12) Bail, Penalties, and Collateral Issues
- Bail: For Sec. 5 sale, non-bailable if evidence of guilt is strong; otherwise, bail may be granted.
- Penalties: Life imprisonment and fine (death penalty barred by R.A. 9346).
- Civil/administrative: Convictions often trigger asset forfeiture; officers face liability for rights violations (administrative/criminal/civil).
13) Sample Litigation Outlines
A) Prosecution direct of poseur-buyer (high-level):
- Identity, role, and briefing; pre-ops/PDEA coordination.
- Initial contact with accused (where/how).
- Terms of sale; hand-off of marked money; delivery of sachet.
- Arrest signal; arrest; reading of rights.
- Immediate marking; inventory and photos with witnesses; documents signed.
- Turnover to investigator; delivery to lab; receipt and results.
- Identification in court of the same marked item and the accused.
B) Defense cross themes:
- Inconsistencies in who, when, where of marking and inventory.
- Witness presence and earnest efforts gaps.

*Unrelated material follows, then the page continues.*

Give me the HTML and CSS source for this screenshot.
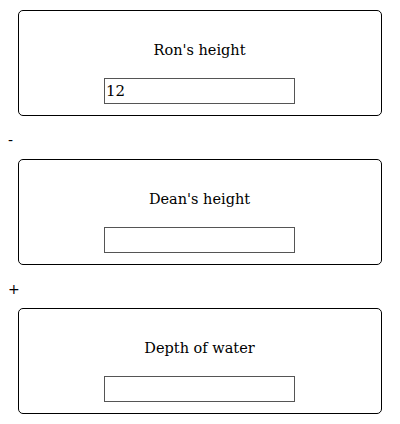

- Unexplained delays or seal breaks.
- Overreach in search scope; lack of marked money recovery (if relied upon).
- Inducement by informant/police.
14) Takeaways
- A buy-bust arrest without a warrant is valid when the sale is personally witnessed by officers—in flagrante delicto.
- The case lives or dies on chain-of-custody compliance and a credible, detailed narration of the transaction.
- R.A. 10640’s two-witness rule tightened expectations: document your efforts and reasons for any deviations.
- Entrapment is lawful; instigation is not. The objective test—focusing on concrete, verifiable details—guides courts in separating the two.
Disclaimer
This is a general legal reference. Specific cases turn on their facts, documentary trails, and testimony. For concrete matters, consult counsel and the latest jurisprudence and issuances.